Avec l’assassinat de Samuel Paty, professeur d’histoire-géographie, le 16 octobre dernier à Conflans-Sainte-Honorine dans les Yvelines, se pose à nouveau la question de la liberté d’expression sur fond de débats internationaux sur la laïcité.
La liberté d’expression
Il convient de rappeler les contours de la liberté d’expression.
Notion consacrée par l’article 11 de la déclaration des Droits de l’Homme et du Citoyen de 1789, la liberté d’expression est une liberté fondamentale, toutefois limitée par plusieurs délits évoqués dans la loi du 29 juillet 1881 sur la liberté de la presse.
Ainsi, l’injure, la diffamation, la provocation aux crimes et délits, les outrages portant atteintes à la fonction sont des limites à la liberté d’expression.
La loi de 1881, dans sa version originelle, comportait un délit d’outrage aux bonnes moeurs et à la décence publique, peu adaptée à l’évolution de la société. Ce délit a été abrogé en 1994 et remplacé par l’article 227-24 du Code Pénal qui punit “la fabrication, la diffusion ou le transport de message à caractère violent, incitant au terrorisme, pornographique ou de nature à porter gravement atteinte à la dignité humaine.”
Une infraction spécifique pour l’apologie au terrorisme.
En 2014, une loi est venue durcir les sanctions des délits d’apologie du terrorisme et de provocation au terrorisme commis sur Internet à des délits terroristes.
Cette loi toujours, permet la suppression des sites internet faisant l’apologie du terrorisme ou y provoquant. Une loi de 2017 permet la fermeture administrative des lieux de culte dès lors que des messages incitant à la discrimination, à la haine, à la violence, à la commission d’actes de terrorisme y sont diffusés.
Le blasphème n’est pas un délit
Le blasphème, défini par le Larousse comme une “parole ou [un] discours qui outrage la divinité, la religion ou ce qui est considéré comme respectable ou sacré” fut longtemps un délit. Celui-ci a été abrogé par la loi de 1881.
Ainsi, en France, comme nous l’avons rappelé dans notre article consacré à l’affaire Mila, il est possible de critiquer une religion.
Il est en revanche interdit de critiquer, d’insulter les adeptes d’une religion. On retrouve ici le délit de diffamation.
La laïcité
La laïcité est un mot qui n’est pas traduisible dans tous les pays du monde et même en Europe, puisque le mot lui-même n’existe qu’en France presque exclusivement.

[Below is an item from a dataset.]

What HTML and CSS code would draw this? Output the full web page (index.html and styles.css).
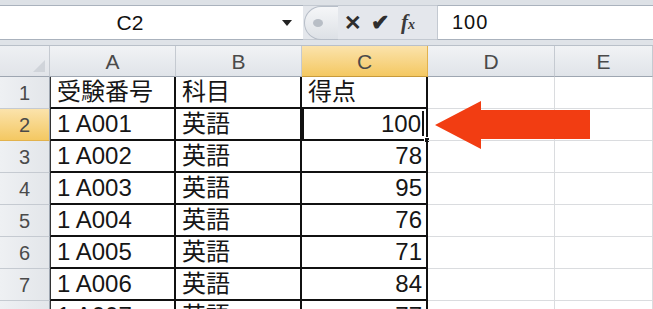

La laïcité désigne la séparation de l’Église et de l’État et en conséquence, l’égalité de chacun devant la loi, quelque soit sa religion. La liberté de conscience est le corollaire de cette laïcité, chacun peut avoir une religion et l’exercer tel qu’il le souhaite dans le cadre de la loi.
La laïcité en France est issue de la Révolution Française. Ainsi, la déclaration des droits de l’homme et du citoyen affirme l’égalité devant la loi de tous les citoyens.
Si la séparation du fait religieux et de l’Etat n’est pas une spécificité française, la laïcité telle qu’elle existe dans notre pays va au-delà. Elle est régie par trois principes : la neutralité de l’État, la liberté de conscience et le pluralisme religieux.
Elle s’applique dans de nombreux secteurs : la santé, la famille, la vie publique et l’éducation.
Dans ce domaine en particulier, la laïcité du système scolaire a été instaurée par la loi de 1905 sur la laïcité de l’État. Elle a été réaffirmée en 2013 par la Charte de la laïcité à l’École.
Ainsi, la liberté d’expression et la laïcité sont des valeurs fondamentales en France.
Pour autant, si la liberté d’expression n’est pas absolue, elle est mise en danger par les actes terroristes que la France subit ces dernières années et la pression des islamistes.
Qu’en sera-t-il si les professeurs s’auto-censurent par peur des représailles ? La laïcité ne risque-t-elle pas d’être elle-même en danger ?
Ces questions sont difficiles, preuve en sont les images diffusées de certains pays appelant au boycott de produits français, mais il est indispensable de les poser et d’en rappeler encore et encore les contours. La liberté d’expression et la laïcité sont le socle du vivre ensemble, n’en déplaise à certains.